После скромного обеда стали собираться на вокзал. Первыми уезжали Енджеевские с Варшавского вокзала, за ними двумя часами позже с Николаевского должны были ехать Борейко. Блохин вместе со всеми отправился провожать отъезжающих.
Тепло проводили Енджеевских. Обещались подробно писать друг другу о своих делах. Лёля пригласила всех на лето к себе в Польшу.
Ещё теплее простились с Борейко.
– Помни, Филя, какая бы беда ни стряслась у тебя, я всегда готов помочь, чем только можно, – пообещал Блохину штабс-капитан.
– У вас есть верные друзья в Батуме, на которых вы всегда можете рассчитывать в трудную минуту жизни, – добавила Ольга Семёновна, крепко пожимая его руку.
– Ну, и на меня можете рассчитывать в любую минуту, – с чувством проговорил Блохин.
– Спасибо на добром слове! Того и гляди могут и меня выгнать со службы за неугодный начальству образ мыслей. На завод рабочим пойду. Поработаем вместе, – улыбнулся Борейко.
– А что ж, Борис Дмитриевич, и поработаем, – бодро откликнулся Блохин. – Чай, не впервой нам плечом к плечу. Помните, как бывало в Артуре, на Утёсе?
– Ещё бы не помнить! – воскликнул Борейко и обнял на прощание своего боевого друга.
5 марта 1908 года было объявлено о царской конфирмации приговора по делу Стесселя. Генерал был лишен чинов, орденов и присуждён к десяти годам заключения в крепости. Не найдя в его действиях ничего порочащего, царь оставил его в дворянском сословии.
Остальные подсудимые были полностью оправданы, однако по «домашним обстоятельствам» их вскоре уволили со службы, без сохранения мундиров, но с пенсией.

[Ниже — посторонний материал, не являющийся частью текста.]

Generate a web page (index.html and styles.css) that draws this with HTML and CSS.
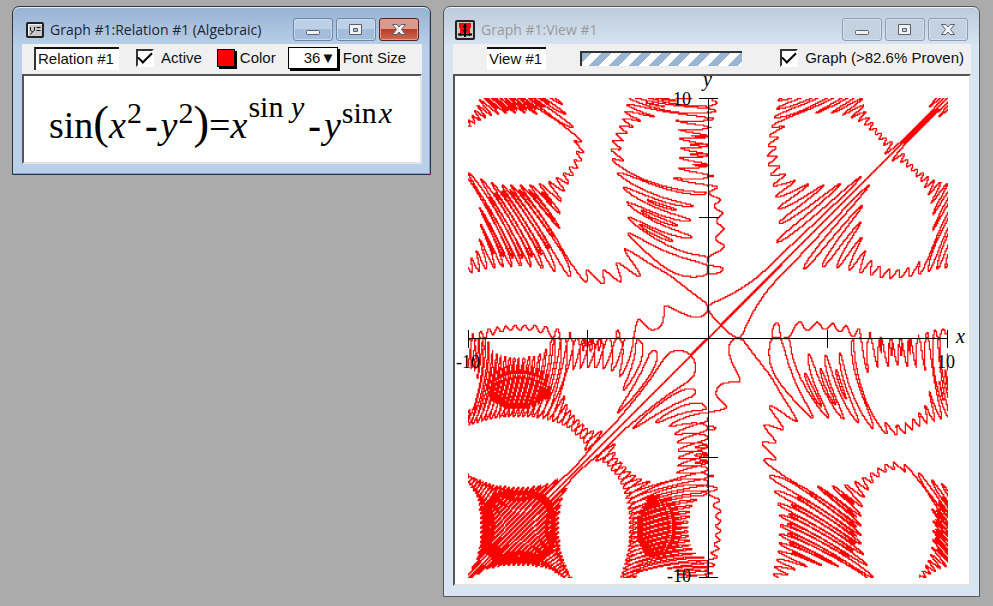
FILE: index.html
```html
<!DOCTYPE html>
<html lang="en">
<head>
<meta charset="utf-8">
<title>Graph #1</title>
<link rel="stylesheet" href="styles.css">
</head>
<body>
<main class="desktop">
  <section class="window window-active">
    <header class="titlebar">
      <svg class="app-icon" width="18" height="18" viewBox="0 0 18 18" aria-hidden="true">
        <rect x="1" y="2" width="16" height="14" rx="1" fill="#c8c8c8" stroke="#222" stroke-width="2"/>
        <path d="M2.500 14V3.500H16" fill="none" stroke="#f4f4f4"/>
        <path d="M4.500 6v3l2 2 2-2V6M6.500 11l-2 2.500M10.500 6.500h4M10.500 9.500h4" fill="none" stroke="#111"/>
      </svg>
      <h1 class="title">Graph #1:Relation #1 (Algebraic)</h1>
      <div class="controls">
        <button class="control" type="button" aria-label="Minimize"><svg width="16" height="14" viewBox="0 0 16 14"><rect x="1.500" y="7.500" width="13" height="4" rx="1"/></svg></button>
        <button class="control" type="button" aria-label="Maximize"><svg width="16" height="14" viewBox="0 0 16 14"><path fill-rule="evenodd" d="M1.500 1.500h12v10h-12zM5.500 5.500v3h4v-3z"/></svg></button>
        <button class="control control-close" type="button" aria-label="Close"><svg width="16" height="14" viewBox="0 0 16 14"><path d="M1.500 1.500h4.500l2 2.500 2-2.500h4.500l-4 5 4 5H10L8 9l-2 2.500H1.500l4-5z"/></svg></button>
      </div>
    </header>
    <div class="client">
      <div class="toolbar">
        <input class="name name-relation" type="text" value="Relation #1" aria-label="Relation name">
        <label class="field"><input class="check" type="checkbox" checked>Active</label>
        <div class="field field-color"><button class="swatch" type="button" id="color"></button><label for="color">Color</label></div>
        <div class="field field-size"><select class="size" id="size"><option>36▼</option></select><label for="size">Font Size</label></div>
      </div>
      <div class="pane equation">
        <span>sin</span><span class="paren">(</span><i>x</i><sup>2</sup><span class="minus">-</span><i>y</i><sup>2</sup><span class="paren">)</span><span>=</span><i>x</i><sup class="high">sin <i>y</i></sup><span class="minus">-</span><i>y</i><sup>sin<i class="thin">x</i></sup>
      </div>
    </div>
  </section>

  <section class="window">
    <header class="titlebar">
      <svg class="app-icon app-icon-view" width="20" height="20" viewBox="0 0 20 20" aria-hidden="true">
        <rect x="1" y="1" width="18" height="18" rx="1" fill="#c8c8c8" stroke="#222" stroke-width="2"/>
        <path d="M4 3h12v4l-1 2v4H5V9L4 7z" fill="#f00"/>
        <path d="M10 4v13M3 14.500h14" fill="none" stroke="#000" stroke-width="2"/>
        <path d="M8 6.500h4M8 10.500h4M5.500 13v3M14.500 13v3" fill="none" stroke="#000"/>
      </svg>
      <h1 class="title">Graph #1:View #1</h1>
      <div class="controls">
        <button class="control" type="button" aria-label="Minimize"><svg width="16" height="14" viewBox="0 0 16 14"><rect x="1.500" y="7.500" width="13" height="4" rx="1"/></svg></button>
        <button class="control" type="button" aria-label="Maximize"><svg width="16" height="14" viewBox="0 0 16 14"><path fill-rule="evenodd" d="M1.500 1.500h12v10h-12zM5.500 5.500v3h4v-3z"/></svg></button>
        <button class="control" type="button" aria-label="Close"><svg width="16" height="14" viewBox="0 0 16 14"><path d="M1.500 1.500h4.500l2 2.500 2-2.500h4.500l-4 5 4 5H10L8 9l-2 2.500H1.500l4-5z"/></svg></button>
      </div>
    </header>
    <div class="client">
      <div class="toolbar toolbar-view">
        <input class="name name-view" type="text" value="View #1" aria-label="View name">
        <div class="progress" role="progressbar" aria-label="Proof progress"></div>
        <label class="field field-graph"><input class="check" type="checkbox" checked>Graph (&gt;82.6% Proven)</label>
      </div>
      <div class="pane">
        <svg class="plot" viewBox="0 0 514 508" role="img" aria-label="Plot of the relation">
          <path id="curve" class="curve" transform="translate(13 22) scale(1.2)"/>
          <path class="axes" d="M13 262.500H492M253.500 22V502M13.500 254V272M132.500 254V272M372.500 254V272M492.500 254V272M244 22.500H263M244 141.500H263M244 381.500H263M244 501.500H263"/>
          <g class="ticks">
            <text x="218" y="29">10</text>
            <text x="212" y="506">-10</text>
            <text x="1" y="292">-10</text>
            <text x="482" y="292">10</text>
          </g>
          <g class="names">
            <text x="248" y="10">y</text>
            <text x="501" y="267">x</text>
          </g>
        </svg>
      </div>
    </div>
  </section>
</main>
<script src="plot.js"></script>
</body>
</html>
```
FILE: styles.css
```css
* { box-sizing: border-box; }

body {
  margin: 0;
  min-height: 100vh;
  background: #ababab;
  font: 15px/18px "Liberation Sans", Arial, sans-serif;
  color: #111;
}

.desktop {
  display: grid;
  grid-template-columns: 419fr 537fr;
  align-items: start;
  gap: 12px;
  padding: 6px 13px 6px 12px;
}

.window {
  padding: 0 8px 10px 9px;
  border: 1px solid #555;
  border-radius: 7px 7px 0 0;
  background: linear-gradient(#bccada, #d8e5f2 40px);
  box-shadow: inset 0 1px #eef4fa;
  min-width: 0;
}

.window-active {
  border-color: #333;
  background: linear-gradient(#98b2d0, #b9d0ea 40px);
  box-shadow: inset 0 1px #e4f0fa, inset -1px -1px #35c6dc;
}

.titlebar {
  display: flex;
  align-items: center;
  height: 37px;
  padding: 8px 3px 0 4px;
}

.app-icon { flex: none; }
.app-icon-view { margin-left: -2px; }

.title {
  flex: 1;
  margin: 0 0 0 6px;
  font: 14px/20px "Open Sans", "Noto Sans", sans-serif;
  color: #1c2633;
  white-space: nowrap;
}

.window:not(.window-active) .title { color: #999; }

.controls {
  display: flex;
  gap: 3px;
}

.control {
  display: grid;
  place-items: center;
  width: 40px;
  height: 23px;
  padding: 0;
  border: 1px solid #8d9db8;
  border-radius: 3px;
  background: #c3d1e1;
  box-shadow: inset 0 0 0 1px #d5e0ec;
}

.control svg {
  fill: #f2f2f2;
  stroke: #5a6070;
}

.window-active .control {
  border-color: #6f86a6;
  background: linear-gradient(#bdd0e6 50%, #a4bdda 50%);
  box-shadow: inset 0 0 0 1px #c9daec;
}

.window-active .control-close {
  border-color: #5d1e1e;
  background: linear-gradient(#d99a8e 48%, #b93c28 50%, #cd6b50);
  box-shadow: inset 0 0 0 1px #df9d90;
}

.client { background: #f0f0f0; }

.toolbar {
  display: flex;
  align-items: center;
  height: 30px;
  padding: 0 12px 2px;
}

.toolbar-view { padding: 0 7px 2px 34px; }

.name {
  height: 23px;
  padding: 0 2px 2px;
  border: 0;
  border-top: 2px solid #111;
  background: #fff;
  font: inherit;
  color: inherit;
}

.name-relation {
  width: 85px;
  border-left: 2px solid #333;
}

.name-view { width: 59px; }

.field {
  display: flex;
  align-items: center;
  gap: 5px;
  white-space: nowrap;
}

.field:not(.field-color):not(.field-size) {
  gap: 7px;
  margin-left: 17px;
}

.field-color { margin-left: 15px; }
.field-size { margin-left: 12px; }
.toolbar .field-graph:not(.field-color) { margin-left: auto; }

.check {
  appearance: none;
  width: 18px;
  height: 18px;
  margin: 0;
  border: 2px solid;
  border-color: #333 #fff #fff #333;
  background: #fff;
  display: grid;
  place-items: center;
}

.check:checked::before {
  content: "";
  width: 12px;
  height: 6px;
  margin-top: -4px;
  border: solid #000;
  border-width: 0 0 2px 2px;
  transform: rotate(-45deg);
}

.swatch {
  width: 18px;
  height: 18px;
  padding: 0;
  border: 1px solid #000;
  background: #f00;
  box-shadow: 2px 2px #000;
}

.size {
  appearance: none;
  width: 50px;
  height: 22px;
  padding: 0 3px 0 15px;
  border: 1px solid #000;
  border-radius: 0;
  background: #fff;
  box-shadow: 2px 2px #000;
  font: inherit;
  color: inherit;
}

.progress {
  width: 162px;
  height: 15px;
  margin-left: 34px;
  border-top: 2px solid #333;
  border-left: 2px solid #333;
  background: repeating-linear-gradient(135deg, #9ab5d4 0 7px, #fff 7px 14px);
}

.pane {
  border: 2px solid;
  border-color: #555 #e3e3e3 #e3e3e3 #555;
  background: #fff;
}

.equation {
  height: 90px;
  padding: 0 25px;
  font: 38px/98px "Liberation Serif", "Times New Roman", serif;
  color: #000;
  white-space: nowrap;
  overflow: hidden;
}

.equation i { margin-right: 1px; }

.equation sup {
  font-size: 30px;
  line-height: 0;
  vertical-align: 15px;
}

.equation .high { vertical-align: 21px; }

.equation .paren {
  font-size: 47px;
  line-height: 0;
}

.equation .minus {
  margin: 0 3px;
  font-weight: bold;
}

.equation .thin { margin-left: 2px; }

.plot {
  display: block;
  width: 100%;
  height: auto;
  overflow: visible;
}

.curve { fill: #f00; }

.axes {
  fill: none;
  stroke: #000;
  shape-rendering: crispEdges;
}

.ticks { font: 18px "Liberation Serif", serif; }
.names { font: italic 20px "Liberation Serif", serif; }
```
FILE: plot.js
```js
// Plots sin(x^2 - y^2) = x^sin(y) - y^sin(x) over [-10, 10] x [-10, 10].
// A negative base raised to a rational power may be of either sign,
// so both signs are tried for each negative coordinate.
const SIZE = 400;
const SUB = 2;
const N = SIZE * SUB;
const half = N / 2;

const coord = (i) => ((i - half) * 10) / half;

function signs(v) {
  return v < 0 ? [1, -1] : [1];
}

const hit = new Uint8Array(SIZE * SIZE);

function scan(i0, i1, j0, j1, sx, sy) {
  const width = i1 - i0 + 1;
  let above = null;
  for (let j = j0; j <= j1; j++) {
    const y = coord(j);
    const row = new Float64Array(width);
    for (let i = i0; i <= i1; i++) {
      const x = coord(i);
      const ax = Math.max(Math.abs(x), 1e-9);
      const ay = Math.max(Math.abs(y), 1e-9);
      row[i - i0] = Math.sin(x * x - y * y)
        - sx * Math.pow(ax, Math.sin(y)) + sy * Math.pow(ay, Math.sin(x));
    }
    if (above) {
      for (let k = 0; k < width - 1; k++) {
        const lo = Math.min(row[k], row[k + 1], above[k], above[k + 1]);
        const hi = Math.max(row[k], row[k + 1], above[k], above[k + 1]);
        if (lo < 0 && hi >= 0) {
          const px = Math.floor((i0 + k) / SUB);
          const py = SIZE - 1 - Math.floor((j - 1) / SUB);
          hit[py * SIZE + px] = 1;
        }
      }
    }
    above = row;
  }
}

for (const qx of [-1, 1]) {
  for (const qy of [-1, 1]) {
    for (const sx of signs(qx)) {
      for (const sy of signs(qy)) {
        scan(qx < 0 ? 0 : half, qx < 0 ? half : N, qy < 0 ? 0 : half, qy < 0 ? half : N, sx, sy);
      }
    }
  }
}

// Stretches of the diagonal y = x that are not yet resolved:
// [from, to, half-width in cells].
const unresolved = [[-3, 3, 1], [8.1, 9.5, 2]];
for (const [from, to, spread] of unresolved) {
  const first = Math.round(((from + 10) * SIZE) / 20);
  const last = Math.round(((to + 10) * SIZE) / 20);
  for (let i = first; i <= last; i++) {
    for (let s = spread === 1 ? 0 : -spread; s <= spread; s++) {
      hit[(SIZE - 1 - i) * SIZE + i + s] = 1;
    }
  }
}

let d = "";
for (let y = 0; y < SIZE; y++) {
  for (let x = 0; x < SIZE; x++) {
    if (!hit[y * SIZE + x]) continue;
    const start = x;
    while (x < SIZE && hit[y * SIZE + x]) x++;
    d += `M${start} ${y}H${x}v1H${start}z`;
  }
}
document.getElementById("curve").setAttribute("d", d);
```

7 марта, в десять часов утра, дворянин Стессель был заключён в Екатерининской куртине Петропавловской крепости. О его камере в газетах писалось следующее:
«Сухая, светлая, высокая комната в два зарешечённых окна, площадью в 60 кв. арш. (32 кв. метра). В ней имеются пружинная кровать, стол, стулья, шкаф, диван, кресло и зеркало. Последние предметы с особого разрешения его величества».
Встретив как-то на Невском проспекте Русю, Варя узнала от неё о режиме содержания Стесселя в заключении. Обед ему приносили из офицерского собрания крепости. Вера Алексеевна бывала у него каждый день, а по праздникам его навещали родственники и знакомые. Стессель взялся писать книгу «Ответ моим врагам».
Ему разрешалось гулять по внутреннему двору крепости без ограничения времени. Обещали к нему в камеру провести телефон, а Вера Алексеевна хлопотала о разрешении мужу раз в месяц отлучаться домой.
– Пожалуй, за ним закрепят постоянную ложу в опере или в Александринке, – пошутил Звонарёв.
– Вполне возможно, – подтвердила Варя. – Уже хлопочут о сохранении ему половины пенсии. Если это удастся, то он получит триста рублей в месяц, – больше, чем ты.
– Оказывается, лучше быть осуждённым генералом, чем порядочным инженером, – мрачно сказал Звонарёв.
Часть вторая
Глава 1
Варя перешла на четвёртый курс медицинского института. Лето 1908 года семья Звонарёвых проводила на даче под Петербургом – на реке Оредеж. И Варя, и дети окрепли, поправились. Вася почернел, как арапчонок, вытянулся и заговорил петушиным голосом, а маленькая Надюша совершенно отвыкла от комнат и целыми днями бегала на дворе. Голубоглазая и медлительная в отца, она унаследовала и его спокойный характер. Почти никогда не плакала, не капризничала и только тяжко вздыхала при огорчениях.
Каждую субботу на воскресенье из Петербурга на дачу наезжал Сергей Владимирович.
Уже в конце лета Варе удалось уговорить Шуру Блохину приехать с мальчиком на несколько дней в Оредеж.